What an exciting time! It’s an absolutely incredible milestone to witness, as this tiny little human being goes through the all the stages of babyhood, and graduates into toddlerhood, and begins to walk. One thing that is very important to remember though, is don’t rush your little one. And if you have a late walker, try not to worry. All kids are different, and there’s no reason to pressure them or get frustrated or worried if they haven’t taken their first wobbly steps by their first birthday. Genetics is definitely a factor. If you or your spouse were early walkers, or late walkers, chances are your baby will follow in your footsteps. …But there are a few things you can do to help them in this new challenge in their life!
- Provide your baby with a walker toy (or two!)
This is the exact one I used with my son. He loved it! Most walker toys have tons of little gadgets and things to play with that engage them in the toy, which is very helpful in aiding them in learning to walk. When choosing a walker toy, pick one that you think will interest them and entertain them. You’re baby can use it first to learn to pull themselves up to standing, and when they’re ready to take some steps, the ability to hold onto the toy helps them feel safe to try moving their feet.

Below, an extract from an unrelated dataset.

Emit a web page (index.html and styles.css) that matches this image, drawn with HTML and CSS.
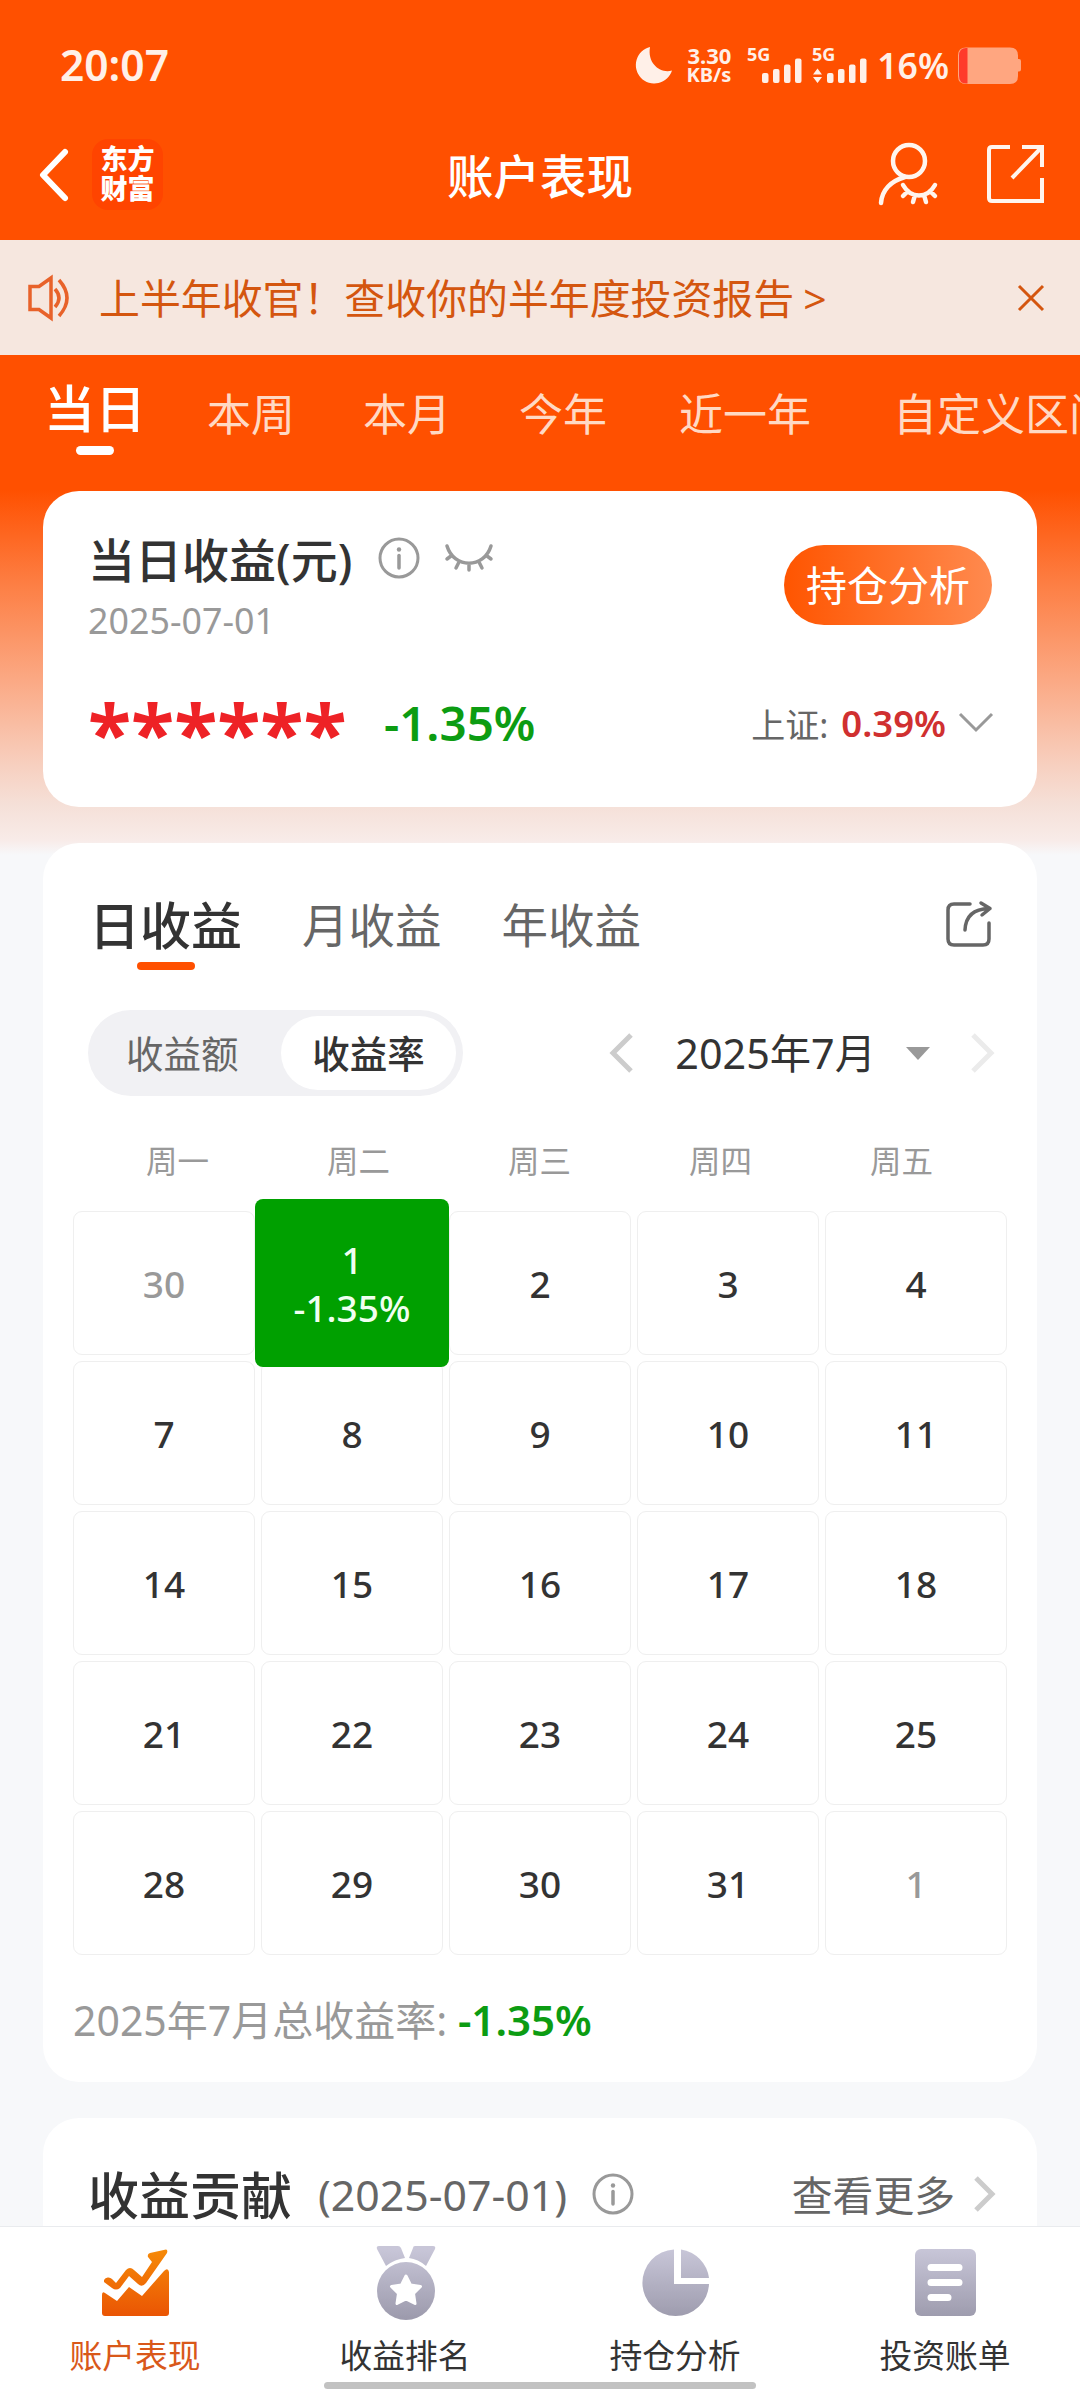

2. Help them strengthen their muscles
It takes some muscle development before a child can carry their weight around on two legs. As you would guess, developing the leg muscles are very important. But just as important, are the back muscles. Baby needs to have strength is her back in order to hold up her torso too! You can help your baby with getting stronger with simple activities that include reaching and grabbing. Having a mobile in the crib and a floor gym for baby to play with on the floor are excellent activities to strengthen back muscles.
3. Assist them
Help them by gently assisting them with their efforts. If your kiddo has got ahold of the handles and is trying to pull himself up and can’t quite do it yet, go ahead and give him a little boost! Eventually he’ll get it all by himself, but he’ll feel so big about his achievements (even if you helped!). And you’ll want to assist by holding his hand as he takes steps without the walker toy as well. Holding your hands makes him feel safe to keep trying, and helps him not be scared to fall.
4. Encouragement and Praise
Duh! Lol …Kids thrive on encouragement and praise. The more the better! Never too much I say! Just want to caution you though, not to pressure your little one. Again, all kids are different, and they know when they’re ready, and when they’re not yet. Just be easy and let it happen on their time. Just keep doing the things listed here to aid them and cheer them on, and they will take care of the rest! Good luck!